Exercise description: Copy every line, exactly and only, from the line containing "Clone this screenshot" to the line containing "string; checked?: boolean", both lines included.

Pages as source code
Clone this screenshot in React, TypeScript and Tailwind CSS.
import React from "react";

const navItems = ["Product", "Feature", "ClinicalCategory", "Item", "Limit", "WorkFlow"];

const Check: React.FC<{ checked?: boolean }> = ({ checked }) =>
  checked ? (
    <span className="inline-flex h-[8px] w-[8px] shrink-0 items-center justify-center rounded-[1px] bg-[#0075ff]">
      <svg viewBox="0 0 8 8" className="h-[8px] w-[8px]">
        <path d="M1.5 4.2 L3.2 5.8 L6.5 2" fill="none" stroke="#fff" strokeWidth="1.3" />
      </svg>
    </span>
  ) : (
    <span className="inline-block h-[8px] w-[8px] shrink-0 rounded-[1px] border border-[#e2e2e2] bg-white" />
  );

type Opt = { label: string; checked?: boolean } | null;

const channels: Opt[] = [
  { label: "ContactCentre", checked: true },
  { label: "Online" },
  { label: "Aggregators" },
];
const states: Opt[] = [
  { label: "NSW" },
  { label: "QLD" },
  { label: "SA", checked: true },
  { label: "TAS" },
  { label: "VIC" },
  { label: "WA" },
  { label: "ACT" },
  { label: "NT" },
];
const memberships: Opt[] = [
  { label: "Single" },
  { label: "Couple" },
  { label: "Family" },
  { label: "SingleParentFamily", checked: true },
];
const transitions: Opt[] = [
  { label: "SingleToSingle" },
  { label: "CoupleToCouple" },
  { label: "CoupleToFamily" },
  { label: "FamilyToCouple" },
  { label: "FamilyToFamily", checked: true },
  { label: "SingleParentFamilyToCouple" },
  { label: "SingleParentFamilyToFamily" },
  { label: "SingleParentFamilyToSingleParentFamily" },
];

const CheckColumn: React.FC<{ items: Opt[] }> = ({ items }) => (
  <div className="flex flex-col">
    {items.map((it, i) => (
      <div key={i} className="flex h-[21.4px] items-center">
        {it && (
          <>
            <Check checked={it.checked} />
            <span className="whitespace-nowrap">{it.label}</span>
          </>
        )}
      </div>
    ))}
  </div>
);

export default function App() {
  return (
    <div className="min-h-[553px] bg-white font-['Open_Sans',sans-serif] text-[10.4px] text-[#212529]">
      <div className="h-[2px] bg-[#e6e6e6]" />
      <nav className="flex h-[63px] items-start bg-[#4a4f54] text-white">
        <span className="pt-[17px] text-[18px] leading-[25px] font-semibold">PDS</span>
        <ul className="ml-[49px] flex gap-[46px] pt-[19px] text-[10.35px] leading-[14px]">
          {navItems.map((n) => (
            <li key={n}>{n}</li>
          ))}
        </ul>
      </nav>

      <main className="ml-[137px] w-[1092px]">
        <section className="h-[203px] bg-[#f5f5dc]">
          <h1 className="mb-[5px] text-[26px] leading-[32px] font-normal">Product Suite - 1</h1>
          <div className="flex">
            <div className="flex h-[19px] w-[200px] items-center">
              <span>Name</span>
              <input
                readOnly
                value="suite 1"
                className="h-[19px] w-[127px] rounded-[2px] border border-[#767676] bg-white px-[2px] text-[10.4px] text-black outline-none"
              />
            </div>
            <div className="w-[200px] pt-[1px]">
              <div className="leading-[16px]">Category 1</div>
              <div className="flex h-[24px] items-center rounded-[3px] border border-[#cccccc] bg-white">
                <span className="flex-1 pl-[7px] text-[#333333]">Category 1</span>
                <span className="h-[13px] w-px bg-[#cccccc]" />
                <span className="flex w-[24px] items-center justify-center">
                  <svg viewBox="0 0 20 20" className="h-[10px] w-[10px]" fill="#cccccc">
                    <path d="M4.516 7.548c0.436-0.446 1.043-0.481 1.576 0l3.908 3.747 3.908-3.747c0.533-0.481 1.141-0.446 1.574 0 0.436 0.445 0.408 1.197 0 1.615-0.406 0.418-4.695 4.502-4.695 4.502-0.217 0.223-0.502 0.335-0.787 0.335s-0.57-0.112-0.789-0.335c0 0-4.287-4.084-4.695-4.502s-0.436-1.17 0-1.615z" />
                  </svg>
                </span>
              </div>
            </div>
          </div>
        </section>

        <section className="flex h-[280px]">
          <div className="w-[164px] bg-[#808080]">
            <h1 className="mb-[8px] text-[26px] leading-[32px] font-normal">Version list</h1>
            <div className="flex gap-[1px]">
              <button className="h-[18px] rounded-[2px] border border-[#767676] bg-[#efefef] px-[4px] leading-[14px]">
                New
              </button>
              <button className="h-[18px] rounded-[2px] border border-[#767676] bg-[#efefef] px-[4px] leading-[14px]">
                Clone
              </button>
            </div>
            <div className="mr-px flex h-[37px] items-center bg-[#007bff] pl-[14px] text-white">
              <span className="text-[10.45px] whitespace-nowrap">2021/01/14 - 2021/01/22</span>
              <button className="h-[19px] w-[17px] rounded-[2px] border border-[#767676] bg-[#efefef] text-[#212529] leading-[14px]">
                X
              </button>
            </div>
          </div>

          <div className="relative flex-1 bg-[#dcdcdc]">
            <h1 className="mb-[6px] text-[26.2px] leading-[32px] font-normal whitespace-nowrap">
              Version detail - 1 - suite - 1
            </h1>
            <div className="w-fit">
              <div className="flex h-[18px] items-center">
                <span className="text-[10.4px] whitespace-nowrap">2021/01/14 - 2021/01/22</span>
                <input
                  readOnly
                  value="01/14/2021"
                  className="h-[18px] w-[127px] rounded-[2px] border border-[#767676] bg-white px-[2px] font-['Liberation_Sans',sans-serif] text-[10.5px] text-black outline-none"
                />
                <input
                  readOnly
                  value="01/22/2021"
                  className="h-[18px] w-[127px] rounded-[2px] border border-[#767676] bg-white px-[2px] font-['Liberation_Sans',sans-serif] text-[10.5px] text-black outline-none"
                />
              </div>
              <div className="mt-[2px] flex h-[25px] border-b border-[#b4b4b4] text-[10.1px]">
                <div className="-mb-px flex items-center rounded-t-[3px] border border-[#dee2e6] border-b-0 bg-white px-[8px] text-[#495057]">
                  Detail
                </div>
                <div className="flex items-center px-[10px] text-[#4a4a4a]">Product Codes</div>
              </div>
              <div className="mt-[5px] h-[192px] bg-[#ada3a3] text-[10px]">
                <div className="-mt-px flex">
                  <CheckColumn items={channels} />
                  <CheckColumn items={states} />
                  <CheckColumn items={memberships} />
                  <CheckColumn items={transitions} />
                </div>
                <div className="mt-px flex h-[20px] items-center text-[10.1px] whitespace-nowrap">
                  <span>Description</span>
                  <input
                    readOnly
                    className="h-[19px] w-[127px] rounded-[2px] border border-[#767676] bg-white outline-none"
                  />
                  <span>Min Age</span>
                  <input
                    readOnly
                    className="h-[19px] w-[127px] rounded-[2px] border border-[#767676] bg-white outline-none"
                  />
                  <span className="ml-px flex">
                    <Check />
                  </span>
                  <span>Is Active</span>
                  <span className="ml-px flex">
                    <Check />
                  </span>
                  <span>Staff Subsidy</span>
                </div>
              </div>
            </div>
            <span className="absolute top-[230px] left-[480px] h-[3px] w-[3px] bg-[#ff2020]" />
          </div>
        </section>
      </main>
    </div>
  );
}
--
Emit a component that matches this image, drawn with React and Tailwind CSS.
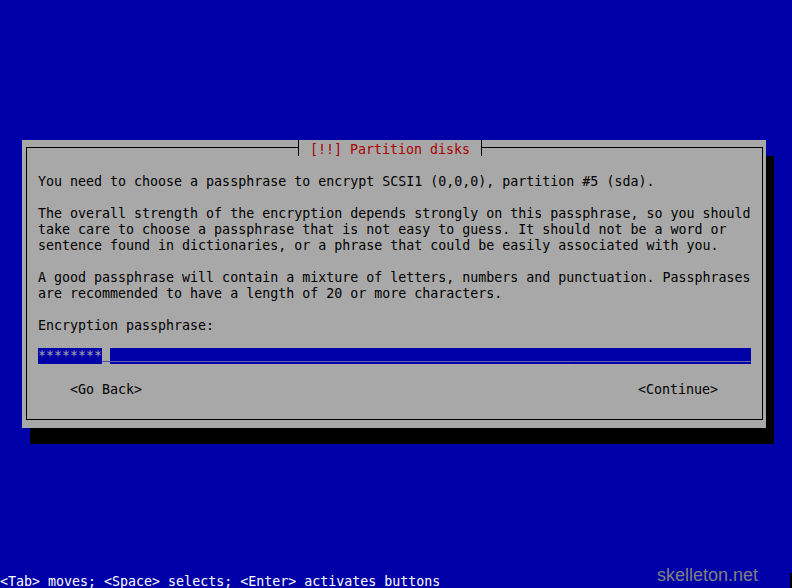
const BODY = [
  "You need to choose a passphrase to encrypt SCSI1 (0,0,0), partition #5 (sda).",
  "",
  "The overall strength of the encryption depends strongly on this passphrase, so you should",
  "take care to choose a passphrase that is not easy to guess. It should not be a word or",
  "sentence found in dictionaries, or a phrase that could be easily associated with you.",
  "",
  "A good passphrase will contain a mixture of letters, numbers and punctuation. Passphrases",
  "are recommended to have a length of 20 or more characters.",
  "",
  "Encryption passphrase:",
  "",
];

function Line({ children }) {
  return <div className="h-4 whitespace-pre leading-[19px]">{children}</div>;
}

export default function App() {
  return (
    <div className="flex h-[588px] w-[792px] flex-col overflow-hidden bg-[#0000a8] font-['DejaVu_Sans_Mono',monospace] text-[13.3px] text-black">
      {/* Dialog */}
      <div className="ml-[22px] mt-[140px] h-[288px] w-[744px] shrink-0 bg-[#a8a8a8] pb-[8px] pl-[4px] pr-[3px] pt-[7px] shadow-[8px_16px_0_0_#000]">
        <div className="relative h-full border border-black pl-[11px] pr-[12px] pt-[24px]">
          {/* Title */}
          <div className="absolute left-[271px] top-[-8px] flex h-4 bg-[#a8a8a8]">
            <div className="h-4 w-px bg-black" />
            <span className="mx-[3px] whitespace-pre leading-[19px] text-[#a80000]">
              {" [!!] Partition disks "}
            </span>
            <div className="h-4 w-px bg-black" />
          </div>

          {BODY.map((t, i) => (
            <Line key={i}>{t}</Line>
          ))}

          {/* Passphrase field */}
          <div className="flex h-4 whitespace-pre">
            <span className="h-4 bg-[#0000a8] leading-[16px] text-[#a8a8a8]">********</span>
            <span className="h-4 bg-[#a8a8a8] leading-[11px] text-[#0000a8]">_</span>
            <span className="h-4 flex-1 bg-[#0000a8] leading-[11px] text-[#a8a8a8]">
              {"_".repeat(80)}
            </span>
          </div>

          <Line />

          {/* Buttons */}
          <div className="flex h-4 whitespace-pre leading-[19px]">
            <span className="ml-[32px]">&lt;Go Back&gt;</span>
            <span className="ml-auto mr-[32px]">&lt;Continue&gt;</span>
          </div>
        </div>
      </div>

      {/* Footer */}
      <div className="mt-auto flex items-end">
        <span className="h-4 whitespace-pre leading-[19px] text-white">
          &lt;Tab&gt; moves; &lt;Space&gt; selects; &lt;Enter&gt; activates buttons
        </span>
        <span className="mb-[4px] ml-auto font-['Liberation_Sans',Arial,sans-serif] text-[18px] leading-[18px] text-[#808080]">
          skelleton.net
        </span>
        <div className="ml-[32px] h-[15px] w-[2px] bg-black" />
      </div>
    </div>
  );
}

Output below:
Clone this screenshot in React, TypeScript and Tailwind CSS.
import React from "react";

const navItems = ["Product", "Feature", "ClinicalCategory", "Item", "Limit", "WorkFlow"];

const Check: React.FC<{ checked?: boolean }> = ({ checked }) =>
  checked ? (
    <span className="inline-flex h-[8px] w-[8px] shrink-0 items-center justify-center rounded-[1px] bg-[#0075ff]">
      <svg viewBox="0 0 8 8" className="h-[8px] w-[8px]">
        <path d="M1.5 4.2 L3.2 5.8 L6.5 2" fill="none" stroke="#fff" strokeWidth="1.3" />
      </svg>
    </span>
  ) : (
    <span className="inline-block h-[8px] w-[8px] shrink-0 rounded-[1px] border border-[#e2e2e2] bg-white" />
  );

type Opt = { label: string; checked?: boolean } | null;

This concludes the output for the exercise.